Perhaps the biggest risk to the economy comes from outside the U.S. Economist David Levy argues the country already is heading into a recession, dragged down by an economic breakdown in China and other emerging markets.

He sees the global economy suffering a worse downturn than it did in 2008, when output dropped by about 2 percent. While the U.S. is relatively better off than much of the rest of the world, it’s not strong enough on its own to withstand the hit from abroad, added the chairman of the Jerome Levy Forecasting Center in Mount Kisco, New York.

A big danger, according to Levy, is the Fed’s limited ability to counteract any economic weakness.

In and around the 2001 recession, the U.S. central bank cut its target federal funds rate 5.5 percentage points, to 1 percent in 2003. From 1990 to 1992, it reduced it 5.25 points to 3 percent.

The Fed’s target for the rate that commercial banks charge each other for overnight loans currently stands at just 0.25 percent to 0.5 percent after the central bank raised it in December for the first time since 2006.

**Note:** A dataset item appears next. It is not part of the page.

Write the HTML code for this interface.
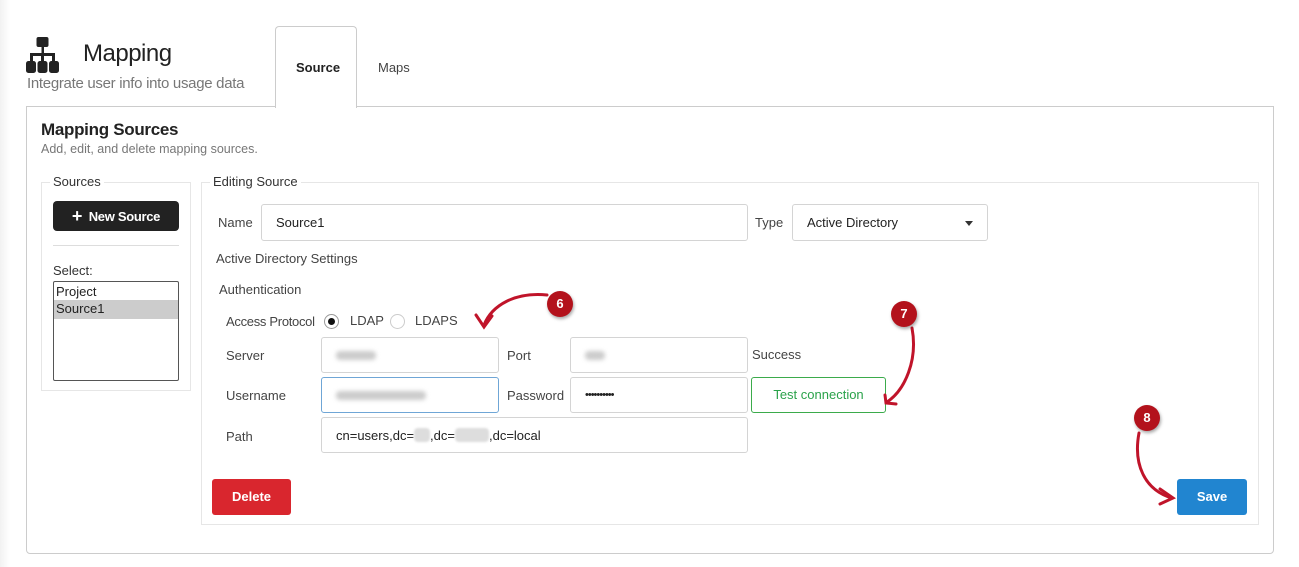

"We are not positioned for something that could really throw us down very hard, but we’re also not positioned to have the same kind of policy support that we normally get when we go into recession," Kasman said.

The upshot, according to Jan Loeys, JPMorgan’s chief market strategist: The slump, if it occurs, "is more likely to be a drawn-out U, even if it’s not as deep, than a big, sharp V."